Goldman Sachs analysts predict that by 2025, the economic strength of the United States will lead households to shift from net sellers to buyers of stocks.

However, analysts added in their report to clients that due to the expected rate-cutting cycle by the Federal Reserve, U.S. households' allocation of funds to the stock market will only "slightly" shift from credit to stocks.

The Fed cut rates by a significant 50 basis points last month to a range of 4.75% to 5.00%, with more rate cuts expected to be implemented by the end of this year.

Goldman Sachs analysts wrote, "A stable rate close to 4% suggests that investors will continue to have alternative investments more attractive than stocks, but to a lesser extent than in recent years."

Analysts stated that mutual funds will be the largest source of stock supply, with these funds expected to sell $550 billion worth of U.S. stocks next year. Mutual funds pool funds from various investors and then purchase securities.

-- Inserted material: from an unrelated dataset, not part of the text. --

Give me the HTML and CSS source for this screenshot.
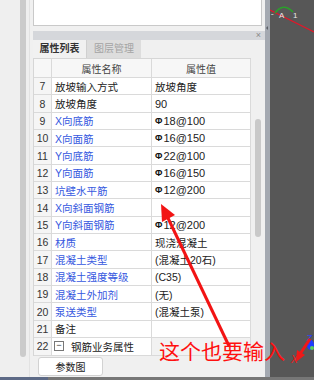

Strategists noted that pension and insurance funds are expected to net sell $100 billion and $150 billion worth of stocks respectively by 2025.

While household investment positions may change, companies and foreign investors are expected to be the largest sources of demand for U.S. stocks.

Goldman Sachs expects companies to buy $1 trillion worth of stocks next year, an 18% increase from 2024, largely driven by the surge in stock buyback activities.

Goldman Sachs analysts stated, "We expect strong growth in stock buybacks to continue in 2025, primarily supported by the robust 11% growth in the S&P 500 index (earnings per share)."

They list foreign investors as the second largest net buyers of U.S. stocks next year, as the dollar is expected to weaken. In theory, a weaker dollar could make U.S. stocks cheaper for foreign investors, boosting foreign demand. Analysts stated:

"Our foreign exchange strategists expect the dollar to gradually depreciate, reflecting the continued but weakened exceptionalism of the United States, which should help sustain foreign investors' demand for U.S. stocks."